A baby panda recently born in Japan is a girl, a Tokyo zoo said Friday, adding that the little cub appeared to be in good health.
Tokyo's Ueno Zoo celebrated the first birth of a baby panda in five years on June 12, prompting rolling television reports and setting off panda fever nationwide.
A zoo spokesman said the female cub's sex was confirmed based on pictures sent to a panda research centre in the shy animal's native China.
Pandas are born pink, hairless and weighing around 100 grams (three-and-a-half ounces) -- so small it can be difficult to determine their sex.
The little cub "seems to be in good health" and is drinking her mother's milk, the spokesman said, adding she is now 17.6 centimetres (seven inches) long and weighs 283.9 gramme (9.9 ounces).

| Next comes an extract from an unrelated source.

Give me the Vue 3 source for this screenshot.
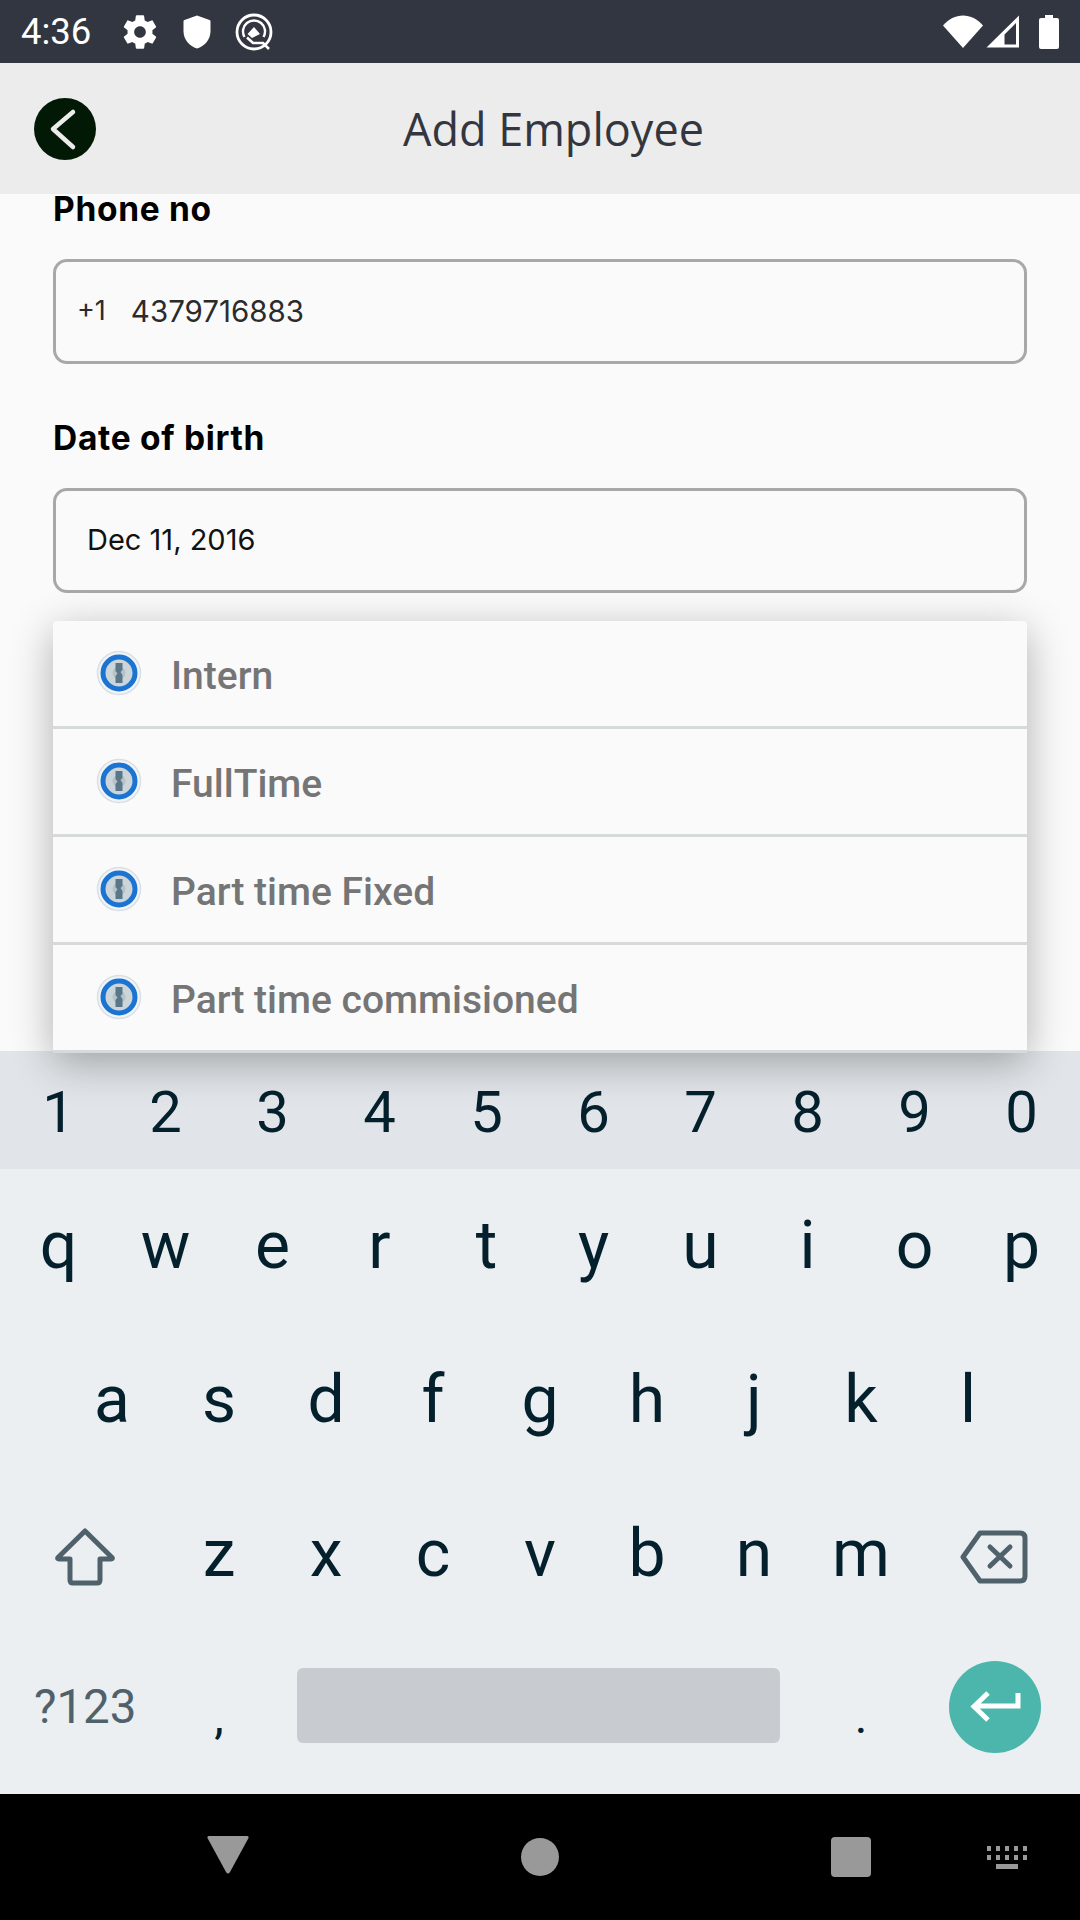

Her pink body is beginning to show tell-tale black panda fur.
"She has started to grow black fur around her eyes and on other parts of her body," the spokesman added.
Zoo keepers were carefully tending to the cub and her 11-year-old mum Shin Shin, who resumed her daily schedule of munching young bamboo stalks and rolling around days after giving birth.
The birth of the as-yet-unnamed cub comes after the last panda's arrival at Ueno Zoo ended unhappily, with the baby dying from pneumonia.
The death reduced one of the zoo's directors to tears.